画家与商人
1983-08-21龚如仲
龚如仲
去年,我随中国轻工业品进出口总公司组织的轻工贸易小组,访问西德南部城市曼海姆时,认识了这样两个年轻人:一个叫格罗莫尔,过去是商人,现在是画家。一个叫彼得,过去是士兵,现在是商人。虽说这两人都有着“经商”的共同经历,可是无论在言谈举止或是内在气质上,他们彼此都表现出很大的差异。正是出于对这两个不同类型的西德青年的好奇,在一次酒会上,我和他们聚在一起攀谈起来。
格罗莫尔二十六岁,身材不高,文质彬彬。
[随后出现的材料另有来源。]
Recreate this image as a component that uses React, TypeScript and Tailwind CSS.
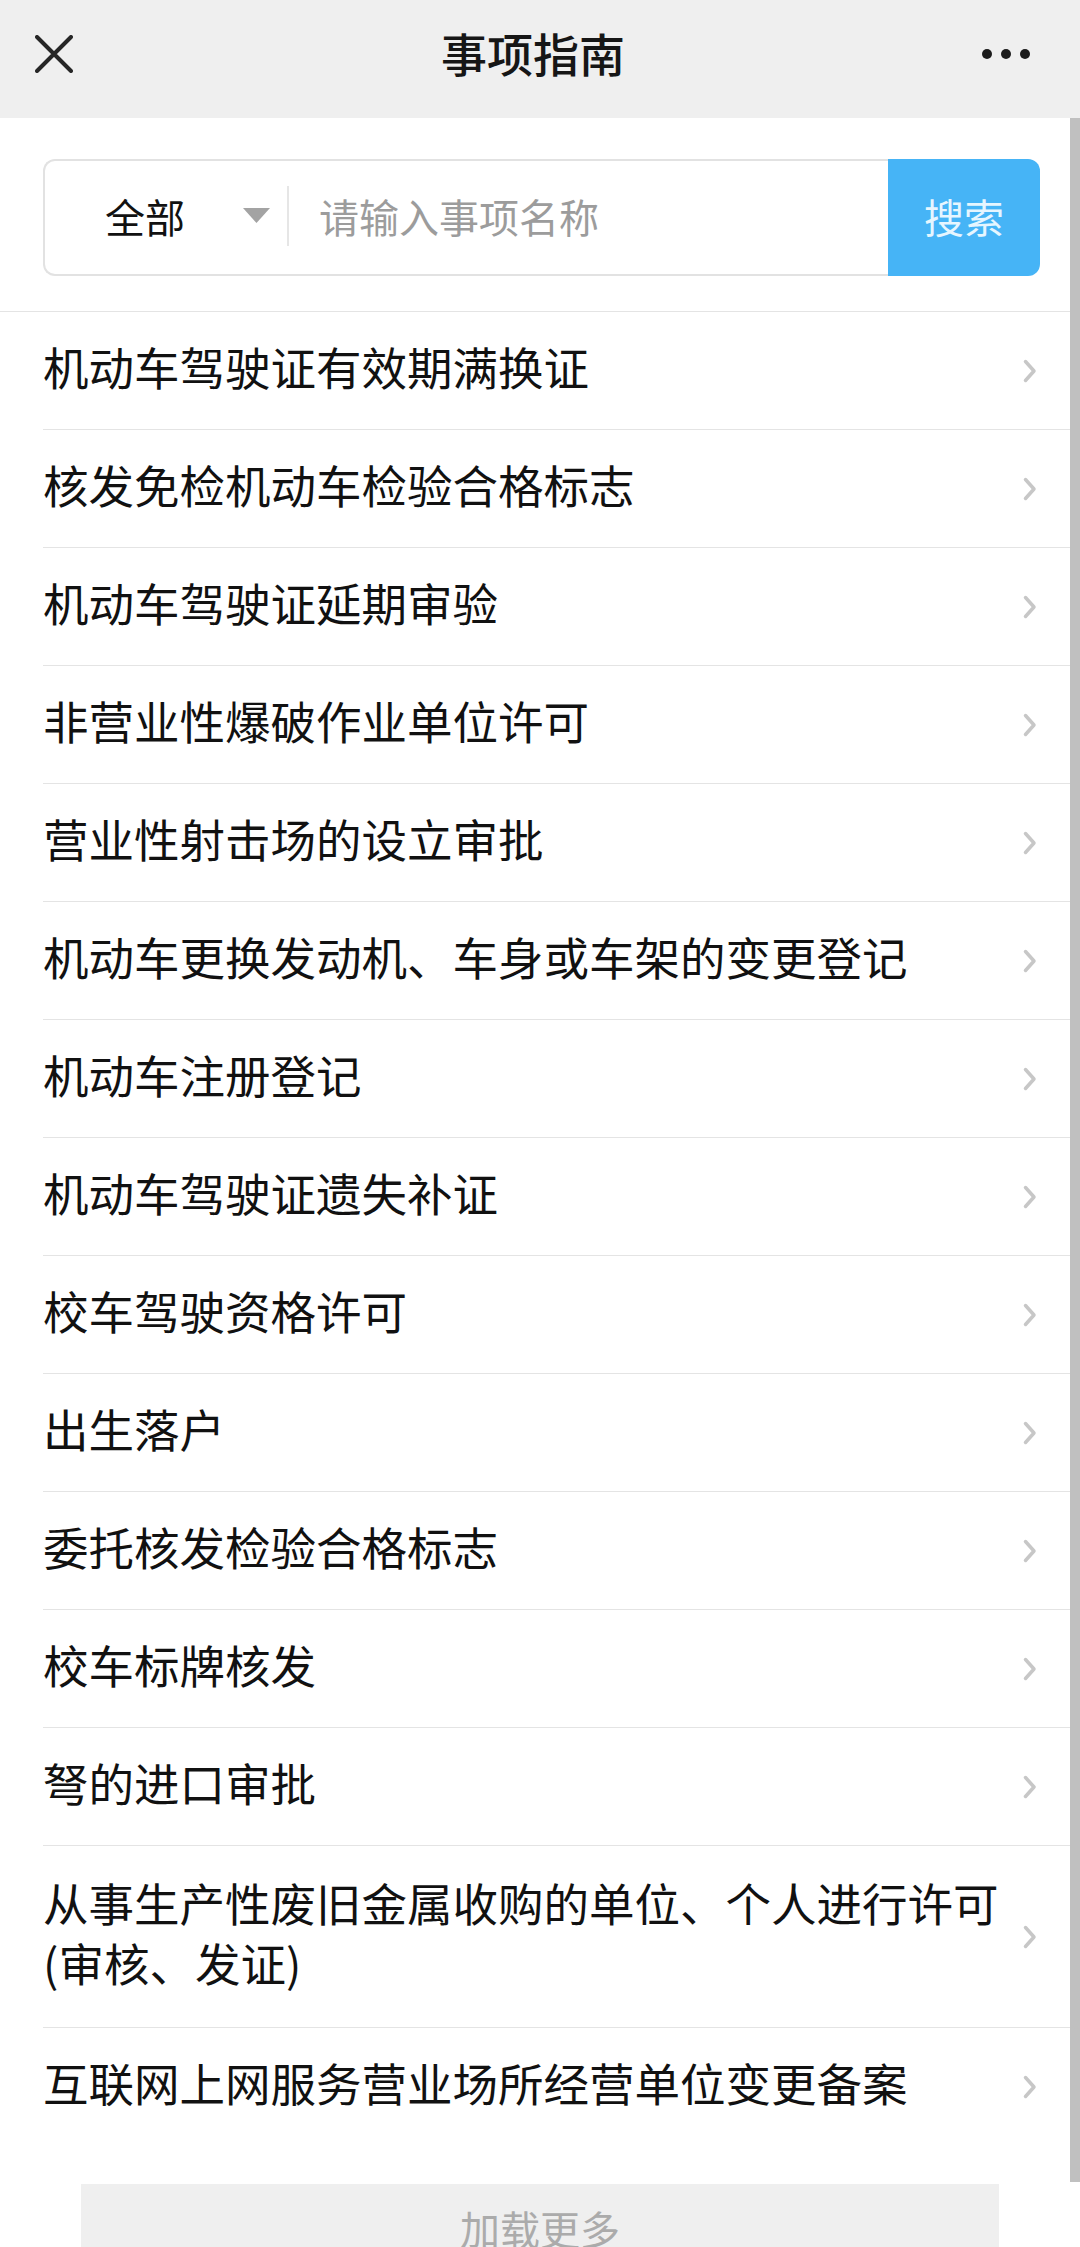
import React from "react";

const items: string[][] = [
  ["机动车驾驶证有效期满换证"],
  ["核发免检机动车检验合格标志"],
  ["机动车驾驶证延期审验"],
  ["非营业性爆破作业单位许可"],
  ["营业性射击场的设立审批"],
  ["机动车更换发动机、车身或车架的变更登记"],
  ["机动车注册登记"],
  ["机动车驾驶证遗失补证"],
  ["校车驾驶资格许可"],
  ["出生落户"],
  ["委托核发检验合格标志"],
  ["校车标牌核发"],
  ["弩的进口审批"],
  ["从事生产性废旧金属收购的单位、个人进行许可", "(审核、发证)"],
  ["互联网上网服务营业场所经营单位变更备案"],
];

function Chevron() {
  return (
    <svg width="14" height="24" viewBox="0 0 14 24" className="shrink-0">
      <path d="M2.5 2.5 L11 12 L2.5 21.5" fill="none" stroke="#c7c7c7" strokeWidth="3.5" strokeLinecap="round" strokeLinejoin="round" />
    </svg>
  );
}

export default function App() {
  const font = { fontFamily: '"Noto Sans CJK SC", "Noto Sans", sans-serif' };
  return (
    <div className="relative w-[1080px] h-[2247px] overflow-hidden bg-white" style={font}>
      {/* Header */}
      <div className="flex h-[118px] items-center bg-[#efefef] pb-[10px]">
        <div className="flex w-[110px] items-center pl-[35px]">
          <svg width="38" height="38" viewBox="0 0 38 38">
            <path d="M2 2 L36 36 M36 2 L2 36" stroke="#262626" strokeWidth="4" strokeLinecap="round" />
          </svg>
        </div>
        <div className="flex-1 pb-[4px] text-center text-[46px] font-medium leading-none text-[#161616]">事项指南</div>
        <div className="flex w-[124px] items-center gap-[9px] pl-[26px]">
          <span className="block h-[10px] w-[10px] rounded-full bg-[#1c1c1c]" />
          <span className="block h-[10px] w-[10px] rounded-full bg-[#1c1c1c]" />
          <span className="block h-[10px] w-[10px] rounded-full bg-[#1c1c1c]" />
        </div>
      </div>

      {/* Search */}
      <div className="border-b border-[#e4e4e4] pb-[35px] pl-[43px] pr-[40px] pt-[41px]">
        <div className="flex h-[117px]">
          <div className="flex flex-1 items-center rounded-l-[12px] border-2 border-r-0 border-[#e2e2e2] pb-[4px]">
            <span className="ml-[60px] text-[40px] leading-none text-[#111]">全部</span>
            <svg width="27" height="15" viewBox="0 0 27 15" className="ml-[58px]">
              <path d="M0 0 L27 0 L13.5 15 Z" fill="#a3a3a3" />
            </svg>
            <div className="ml-[17px] h-[60px] w-[2px] bg-[#e6e6e6]" />
            <span className="ml-[30px] text-[40px] leading-none text-[#9c9c9c]">请输入事项名称</span>
          </div>
          <div className="flex w-[152px] items-center justify-center rounded-r-[12px] bg-[#46b4f6] pb-[4px] text-[40px] leading-none text-[#e6f6ff]">
            搜索
          </div>
        </div>
      </div>

      {/* List */}
      <div className="ml-[43px]">
        {items.map((lines, i) => {
          const multi = lines.length > 1;
          const last = i === items.length - 1;
          return (
            <div
              key={i}
              className={
                "flex items-center justify-between pr-[43px] " +
                (multi ? "h-[182px] " : "h-[118px] ") +
                (last ? "" : "border-b border-[#e4e4e4]")
              }
            >
              <div className="whitespace-nowrap pb-[10px] text-[45.5px] leading-[60px] text-[#111]">
                {lines.map((l, j) => (
                  <div key={j}>{l}</div>
                ))}
              </div>
              <Chevron />
            </div>
          );
        })}
      </div>

      {/* Load more */}
      <div className="mx-[81px] mt-[38px] flex h-[120px] justify-center bg-[#efefef] pt-[24px]">
        <span className="text-[40px] leading-none text-[#ababab]">加载更多</span>
      </div>

      {/* Scroll indicator */}
      <div className="absolute right-0 top-[118px] h-[2064px] w-[10px] bg-[#c0c0c0]" />
    </div>
  );
}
由于老成持重,不修边幅,看上去象个三四十岁的中年人。据格罗莫尔讲,他原在曼海姆市一家公司任职,因为不善辞令,不会交际,工作上成绩平平,几年得不到提升,心中常感不快,总想另谋出路。后来,他偶然结识了一位画家,受其启发,就决定弃商学画,重新开始,自学成材。从此,白天他在公司工作,晚上就回家埋头学画。经过一段时间的刻苦磨练,绘画技术大有长进。于是,在那位画家朋友的鼓励下,报考美术学院。但由于他是在职商人,英语又不过关,未被录取。失败并没有使他屈服,格罗莫尔毅然辞去了公司里的职务,到一家画室去工作。他一方面要用心地学画、作画,另一方面抓紧时间学英语,为人学深造铺平道路。结果“功夫不负有心人”,他现在不仅能讲一口流利的英语,还成为本市颇有点小名气的青年画家。他的作品曾多次在市展览馆展出,尤其是那幅以纽约为背景的油画“幻想世界”更为人们所称道。
如果说格罗莫尔是那种通过个人奋斗成名成家的西德青年的代表,那么彼得无疑是那些不图进取,只求享受的平庸之辈的典型。这个魁伟英俊,衣着讲究的小伙子是曼海姆市一家进出口公司的职员。作为德国人,他既不了解兴登堡,也不知道马克思。因为在他看来,人生不必有什么信仰,金钱才是最实惠的。为此,彼得悻悻然地谈起他当兵时所得到的津贴费,并为我算了一笔帐:“在军队干了十五个月,一共只发津贴费3600马克,假如不当兵而在公司工作,十五个月就能挣80000马克,除去税金,剩下的钱够买辆‘奔司牌小汽
车了。”彼得的这番话也不无道理。他是1975年退伍经商的,在公司实习三年后,现在每月薪金1800马克,扣除按月交纳约600马克的各种税款和生活费外,积余工资差不多可买一辆汽车。
当话题转到他的业余爱好时,彼得立刻显得兴致勃勃。他对我说,他喜欢赛车、踢球、听音乐。“但工作之余最好的消遣莫过于陪女朋友看看电影,跳跳舞,然后到酒店里去喝几杯。现在西德上映的电影百分之九十来自美国,此外还有一些法国、英国、日本的故事片。当然,香港的武打片也有一定数量的观众,唯独西德国产片很少有人问津……”说到这儿,一直坐在彼得身旁不断抽烟的他的那位女友忽然插了话:“不过晚上最好不要玩得太晚,因为社会上杀人抢劫的案件时有发生,罪犯往往是些失业青年。加之西德无死刑,最多判十五年徒刑,因此有的人能为抢几个马克而动刀杀人。”我不觉看了这位金发碧眼的德国姑娘一眼:身材小巧,面目清秀。作为公司里的秘书,她衣着入时,显得有教养。使我迷惑不解的是:一个女孩子,烟瘾怎么这样大?我下意识地扫了一眼她面前的烟灰缸。彼得仿佛瞧出我的心思,认真地解释道:“在西方国家,女孩子吸烟是普遍现象,这不仅是一种时髦,还是妇女解放运动的一部分。男的能吸烟,女的为什么不行?”我听了为之愕然。
或许是突然意识到整个谈话都是在“我问他们答”的方式下进行的,彼得收住了话头,反过来向我发问。于是,我向他们谈起了中国青年的志向及在建设国家中所起的作用,也谈到中国女孩子不吸烟……他们睁大眼睛仔细听着,露出似信非信的神情。是呀,生活在西方世界的年轻人,怎能理解在社会主义制度下生活的中国青年所富有的理想和抱负呢。